A campanha — que no Brasil tem como membros Instituto Igarapé, Instituto Sou da Paz, Nossas e Observatório de Favelas, e como associados Anistia Internacional Brasil, Fórum Brasileiro de Segurança Pública, Visão Mundial e Instituto Fidedigna — também tem o objetivo de promover compromissos claros dos governos locais com o tema.
“É uma campanha que junta duas estratégias: mobilização, ou seja, mobilizar cidadãos para provocarem pressão; e incidência política, aproximar-se de autoridades para fornecer apoio técnico necessário para adoção de políticas públicas baseadas em evidências”, explicou Dandara Tinoco, especialista em comunicação do Instituto Igarapé e coordenadora da iniciativa, lançada no Brasil em maio.
Um relatório preliminar com propostas de políticas públicas para a redução dos homicídios nos países latino-americanos já foi publicado pela campanha.
Entre as sugestões, estão medidas de mediação de conflitos, prevenção à reincidência, programas de intervenção urbana, regulação de armas e munições e estratégias de redução do impacto do mercado de drogas.
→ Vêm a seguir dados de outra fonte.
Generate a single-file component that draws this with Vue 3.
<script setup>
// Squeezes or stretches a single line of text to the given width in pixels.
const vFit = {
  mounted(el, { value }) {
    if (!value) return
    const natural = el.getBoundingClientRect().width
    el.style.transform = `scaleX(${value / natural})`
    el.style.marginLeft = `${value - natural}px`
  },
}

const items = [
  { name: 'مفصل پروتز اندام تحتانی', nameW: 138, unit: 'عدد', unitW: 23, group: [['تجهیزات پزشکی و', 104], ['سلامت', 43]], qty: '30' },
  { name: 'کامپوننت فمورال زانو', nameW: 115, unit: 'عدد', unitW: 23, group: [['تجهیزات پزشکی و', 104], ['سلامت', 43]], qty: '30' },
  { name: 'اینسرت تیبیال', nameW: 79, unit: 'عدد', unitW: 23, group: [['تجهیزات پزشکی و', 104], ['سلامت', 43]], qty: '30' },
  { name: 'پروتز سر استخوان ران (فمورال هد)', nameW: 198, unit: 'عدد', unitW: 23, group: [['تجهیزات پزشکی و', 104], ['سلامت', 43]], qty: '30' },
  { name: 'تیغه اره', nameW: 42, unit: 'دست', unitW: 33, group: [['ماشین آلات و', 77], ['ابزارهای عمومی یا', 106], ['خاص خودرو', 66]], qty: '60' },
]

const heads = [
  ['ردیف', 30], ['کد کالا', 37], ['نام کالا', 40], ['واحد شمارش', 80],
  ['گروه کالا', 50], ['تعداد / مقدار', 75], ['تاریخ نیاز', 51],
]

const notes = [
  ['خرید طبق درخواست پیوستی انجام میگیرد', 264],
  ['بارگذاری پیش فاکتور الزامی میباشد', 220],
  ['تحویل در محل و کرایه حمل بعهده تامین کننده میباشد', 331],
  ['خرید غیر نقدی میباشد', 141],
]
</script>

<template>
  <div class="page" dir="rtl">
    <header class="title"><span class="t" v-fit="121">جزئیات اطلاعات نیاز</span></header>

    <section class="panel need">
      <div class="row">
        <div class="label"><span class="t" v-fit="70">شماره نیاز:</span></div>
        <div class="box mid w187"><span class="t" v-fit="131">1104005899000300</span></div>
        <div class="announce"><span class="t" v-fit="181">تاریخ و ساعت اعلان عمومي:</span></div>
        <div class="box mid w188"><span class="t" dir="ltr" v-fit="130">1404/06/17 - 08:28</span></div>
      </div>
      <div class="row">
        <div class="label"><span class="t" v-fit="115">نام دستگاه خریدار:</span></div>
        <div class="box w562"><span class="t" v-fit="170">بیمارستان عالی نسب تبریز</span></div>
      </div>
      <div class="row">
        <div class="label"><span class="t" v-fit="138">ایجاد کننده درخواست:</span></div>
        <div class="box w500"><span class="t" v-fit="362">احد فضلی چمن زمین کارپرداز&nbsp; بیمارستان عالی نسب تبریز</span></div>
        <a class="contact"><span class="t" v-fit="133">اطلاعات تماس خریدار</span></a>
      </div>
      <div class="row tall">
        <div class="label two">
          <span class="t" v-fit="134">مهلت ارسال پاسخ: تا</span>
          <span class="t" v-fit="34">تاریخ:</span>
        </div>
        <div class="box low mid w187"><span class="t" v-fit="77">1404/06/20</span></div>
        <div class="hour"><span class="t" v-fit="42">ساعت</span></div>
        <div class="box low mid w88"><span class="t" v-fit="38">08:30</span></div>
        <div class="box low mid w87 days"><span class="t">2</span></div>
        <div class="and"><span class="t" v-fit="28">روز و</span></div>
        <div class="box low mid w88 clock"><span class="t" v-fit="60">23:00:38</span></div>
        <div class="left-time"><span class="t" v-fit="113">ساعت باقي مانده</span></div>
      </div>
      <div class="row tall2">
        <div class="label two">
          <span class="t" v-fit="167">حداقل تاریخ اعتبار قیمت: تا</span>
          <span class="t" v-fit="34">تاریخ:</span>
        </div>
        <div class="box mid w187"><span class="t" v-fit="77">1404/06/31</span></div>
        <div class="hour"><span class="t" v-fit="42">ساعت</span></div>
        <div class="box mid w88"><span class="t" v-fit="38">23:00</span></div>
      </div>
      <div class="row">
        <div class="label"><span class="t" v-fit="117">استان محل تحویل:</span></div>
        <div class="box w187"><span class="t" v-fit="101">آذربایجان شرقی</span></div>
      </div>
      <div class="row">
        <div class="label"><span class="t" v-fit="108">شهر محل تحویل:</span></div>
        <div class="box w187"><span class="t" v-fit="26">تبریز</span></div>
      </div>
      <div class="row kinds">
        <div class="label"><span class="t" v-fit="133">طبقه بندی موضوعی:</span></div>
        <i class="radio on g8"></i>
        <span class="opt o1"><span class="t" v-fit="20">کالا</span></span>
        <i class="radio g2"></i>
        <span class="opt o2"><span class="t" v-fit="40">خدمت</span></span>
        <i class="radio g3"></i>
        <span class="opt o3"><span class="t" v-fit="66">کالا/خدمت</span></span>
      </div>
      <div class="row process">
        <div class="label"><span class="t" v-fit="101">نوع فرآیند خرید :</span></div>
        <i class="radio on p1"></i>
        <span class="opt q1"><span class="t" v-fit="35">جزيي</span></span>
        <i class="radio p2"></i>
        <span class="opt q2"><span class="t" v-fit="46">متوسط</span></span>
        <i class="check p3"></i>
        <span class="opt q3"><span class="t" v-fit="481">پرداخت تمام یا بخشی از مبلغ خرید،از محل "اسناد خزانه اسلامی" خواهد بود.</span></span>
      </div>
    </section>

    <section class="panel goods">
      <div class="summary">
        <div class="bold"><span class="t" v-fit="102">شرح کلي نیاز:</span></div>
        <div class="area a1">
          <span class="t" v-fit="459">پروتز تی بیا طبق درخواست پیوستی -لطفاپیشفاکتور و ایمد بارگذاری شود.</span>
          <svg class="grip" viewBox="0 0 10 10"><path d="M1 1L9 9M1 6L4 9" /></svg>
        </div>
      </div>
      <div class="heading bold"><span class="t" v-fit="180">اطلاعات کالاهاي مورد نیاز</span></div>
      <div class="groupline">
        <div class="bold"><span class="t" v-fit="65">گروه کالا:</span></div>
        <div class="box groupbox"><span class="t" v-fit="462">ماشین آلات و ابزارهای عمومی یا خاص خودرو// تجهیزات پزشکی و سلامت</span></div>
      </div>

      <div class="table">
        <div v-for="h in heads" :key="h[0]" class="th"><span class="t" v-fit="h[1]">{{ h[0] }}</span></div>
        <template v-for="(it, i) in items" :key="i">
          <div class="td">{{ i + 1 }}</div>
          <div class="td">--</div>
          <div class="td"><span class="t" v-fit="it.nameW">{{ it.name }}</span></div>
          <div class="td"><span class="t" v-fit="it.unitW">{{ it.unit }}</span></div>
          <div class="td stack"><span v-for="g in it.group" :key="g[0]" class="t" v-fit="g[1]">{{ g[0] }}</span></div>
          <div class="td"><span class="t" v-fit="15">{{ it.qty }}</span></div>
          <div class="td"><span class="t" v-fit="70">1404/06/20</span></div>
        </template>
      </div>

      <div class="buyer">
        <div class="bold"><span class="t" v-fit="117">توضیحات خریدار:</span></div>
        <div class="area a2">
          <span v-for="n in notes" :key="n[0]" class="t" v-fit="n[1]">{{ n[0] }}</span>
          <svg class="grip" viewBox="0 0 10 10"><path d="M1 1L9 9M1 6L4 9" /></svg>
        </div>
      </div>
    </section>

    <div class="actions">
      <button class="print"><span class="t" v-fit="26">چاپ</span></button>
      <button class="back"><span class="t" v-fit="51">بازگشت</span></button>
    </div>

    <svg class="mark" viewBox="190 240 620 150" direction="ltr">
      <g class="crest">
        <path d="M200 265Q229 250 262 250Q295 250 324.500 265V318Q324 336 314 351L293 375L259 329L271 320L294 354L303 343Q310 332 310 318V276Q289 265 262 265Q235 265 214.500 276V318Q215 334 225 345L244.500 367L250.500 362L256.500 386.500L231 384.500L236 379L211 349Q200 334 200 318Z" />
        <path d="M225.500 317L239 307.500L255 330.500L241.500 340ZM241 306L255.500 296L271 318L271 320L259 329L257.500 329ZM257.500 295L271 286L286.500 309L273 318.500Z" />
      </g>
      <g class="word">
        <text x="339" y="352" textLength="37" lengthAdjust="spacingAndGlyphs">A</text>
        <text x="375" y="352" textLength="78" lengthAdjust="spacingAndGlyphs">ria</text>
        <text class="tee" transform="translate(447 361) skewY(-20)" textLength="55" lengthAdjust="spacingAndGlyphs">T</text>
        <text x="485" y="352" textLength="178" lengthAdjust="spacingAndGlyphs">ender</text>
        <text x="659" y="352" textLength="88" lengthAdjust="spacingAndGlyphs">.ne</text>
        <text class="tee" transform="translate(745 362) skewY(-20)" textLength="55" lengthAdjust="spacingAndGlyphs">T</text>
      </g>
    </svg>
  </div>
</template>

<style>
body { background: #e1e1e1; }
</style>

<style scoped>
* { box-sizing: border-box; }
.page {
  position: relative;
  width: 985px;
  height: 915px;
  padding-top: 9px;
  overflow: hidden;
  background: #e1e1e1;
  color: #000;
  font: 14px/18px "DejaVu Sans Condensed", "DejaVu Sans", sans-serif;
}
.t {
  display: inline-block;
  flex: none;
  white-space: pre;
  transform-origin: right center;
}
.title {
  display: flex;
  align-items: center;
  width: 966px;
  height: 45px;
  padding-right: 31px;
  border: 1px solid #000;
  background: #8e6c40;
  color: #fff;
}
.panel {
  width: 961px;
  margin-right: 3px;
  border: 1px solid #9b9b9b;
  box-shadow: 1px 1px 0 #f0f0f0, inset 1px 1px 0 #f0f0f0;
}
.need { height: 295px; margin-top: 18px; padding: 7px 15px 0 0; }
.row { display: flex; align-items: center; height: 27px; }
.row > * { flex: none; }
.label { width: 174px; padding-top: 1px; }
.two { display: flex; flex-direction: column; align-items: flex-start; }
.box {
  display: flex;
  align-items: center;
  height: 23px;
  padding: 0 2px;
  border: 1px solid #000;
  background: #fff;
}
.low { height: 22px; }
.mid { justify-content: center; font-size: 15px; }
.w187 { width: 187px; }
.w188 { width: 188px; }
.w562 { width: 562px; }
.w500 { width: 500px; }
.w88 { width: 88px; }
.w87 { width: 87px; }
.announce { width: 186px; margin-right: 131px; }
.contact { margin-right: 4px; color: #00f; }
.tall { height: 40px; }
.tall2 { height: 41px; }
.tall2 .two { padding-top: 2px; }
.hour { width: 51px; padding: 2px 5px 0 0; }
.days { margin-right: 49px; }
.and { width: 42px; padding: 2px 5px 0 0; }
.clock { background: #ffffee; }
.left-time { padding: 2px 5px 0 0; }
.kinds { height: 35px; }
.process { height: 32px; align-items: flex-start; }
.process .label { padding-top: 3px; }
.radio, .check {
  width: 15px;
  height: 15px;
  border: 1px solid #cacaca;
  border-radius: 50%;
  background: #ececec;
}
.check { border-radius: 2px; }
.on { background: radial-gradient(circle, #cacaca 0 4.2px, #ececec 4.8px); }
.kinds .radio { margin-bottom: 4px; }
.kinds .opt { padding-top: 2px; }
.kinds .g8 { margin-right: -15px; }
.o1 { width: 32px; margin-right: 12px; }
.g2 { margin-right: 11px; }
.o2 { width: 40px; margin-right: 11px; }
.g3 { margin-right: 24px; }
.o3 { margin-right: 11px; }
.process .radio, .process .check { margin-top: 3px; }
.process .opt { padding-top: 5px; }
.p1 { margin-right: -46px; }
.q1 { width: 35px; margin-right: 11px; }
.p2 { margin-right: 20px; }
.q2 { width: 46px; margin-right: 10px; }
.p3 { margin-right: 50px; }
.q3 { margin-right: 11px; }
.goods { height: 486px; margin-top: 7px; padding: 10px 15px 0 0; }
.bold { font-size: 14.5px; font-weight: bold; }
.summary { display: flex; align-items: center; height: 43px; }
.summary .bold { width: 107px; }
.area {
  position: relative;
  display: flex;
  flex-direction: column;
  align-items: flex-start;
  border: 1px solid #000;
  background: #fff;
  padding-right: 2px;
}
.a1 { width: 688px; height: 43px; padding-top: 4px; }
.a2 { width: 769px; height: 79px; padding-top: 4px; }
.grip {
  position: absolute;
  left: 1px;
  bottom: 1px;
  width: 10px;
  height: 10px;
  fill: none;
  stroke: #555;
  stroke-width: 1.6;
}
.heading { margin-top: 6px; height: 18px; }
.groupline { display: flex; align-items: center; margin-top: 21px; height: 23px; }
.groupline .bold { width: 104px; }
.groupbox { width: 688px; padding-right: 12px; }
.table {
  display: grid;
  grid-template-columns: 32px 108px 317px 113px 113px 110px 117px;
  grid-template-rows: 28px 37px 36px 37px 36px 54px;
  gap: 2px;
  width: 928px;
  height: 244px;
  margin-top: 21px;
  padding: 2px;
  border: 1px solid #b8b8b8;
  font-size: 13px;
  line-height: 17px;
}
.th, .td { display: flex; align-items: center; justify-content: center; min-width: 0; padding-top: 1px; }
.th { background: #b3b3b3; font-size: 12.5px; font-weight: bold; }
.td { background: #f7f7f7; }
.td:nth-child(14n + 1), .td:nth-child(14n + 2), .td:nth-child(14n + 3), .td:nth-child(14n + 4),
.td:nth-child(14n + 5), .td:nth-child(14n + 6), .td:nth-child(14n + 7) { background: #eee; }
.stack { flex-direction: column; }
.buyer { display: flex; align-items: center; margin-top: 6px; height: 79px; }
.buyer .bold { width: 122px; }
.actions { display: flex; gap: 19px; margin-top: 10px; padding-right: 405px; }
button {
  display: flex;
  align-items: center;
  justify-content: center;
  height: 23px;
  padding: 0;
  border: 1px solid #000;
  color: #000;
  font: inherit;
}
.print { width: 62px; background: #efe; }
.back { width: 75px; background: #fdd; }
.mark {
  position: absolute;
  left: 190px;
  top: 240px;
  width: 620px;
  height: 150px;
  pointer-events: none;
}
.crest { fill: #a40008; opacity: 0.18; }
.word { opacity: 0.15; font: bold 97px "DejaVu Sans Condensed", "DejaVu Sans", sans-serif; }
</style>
Outras propostas incluem fortalecer a capacidade do sistema de justiça para esclarecer os homicídios e da polícia, de forma a melhorar sua relação com as comunidades. O relatório também lembra a importância das políticas sociais inovadoras que promovam o crescimento e a inclusão dos mais pobres e o desenvolvimento equitativo.
Segundo Dandara, as organizações promovem reuniões periódicas para entender quais são as semelhanças e as diferenças do cenário de violência nos países latino-americanos.
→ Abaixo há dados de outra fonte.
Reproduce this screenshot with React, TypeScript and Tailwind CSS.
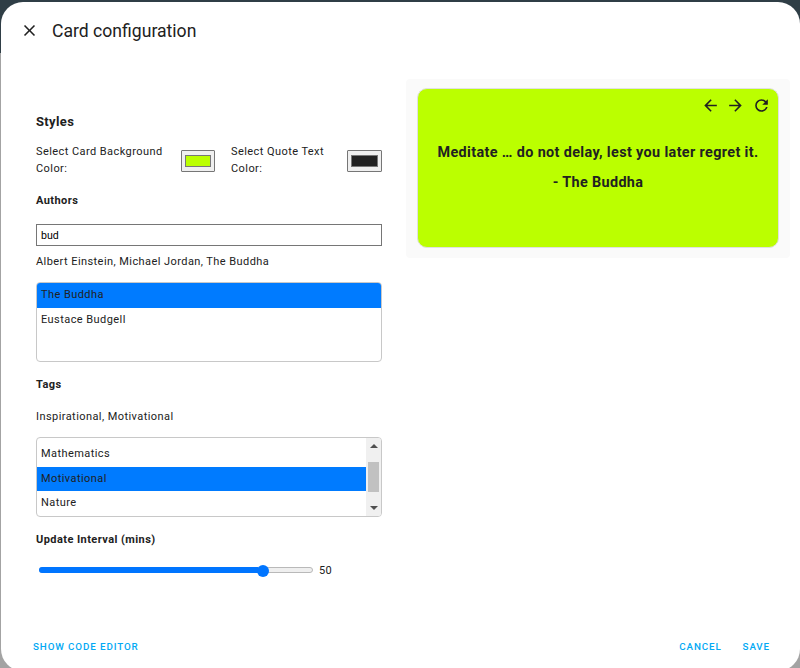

“Entendemos que os que decidem vão customizar as propostas em suas políticas de acordo com cada país. (…) É fundamental que tenhamos organizações que atuem em cada um desses países, para que possam fazer essas adaptações”, completou.
“O próximo passo é conversar com esses diferentes representantes para mostrar o quão importante é adotar essas políticas públicas”, disse ela. “Temos a perspectiva de que autoridades assinem os compromissos públicos, assim como valores da campanha”, concluiu.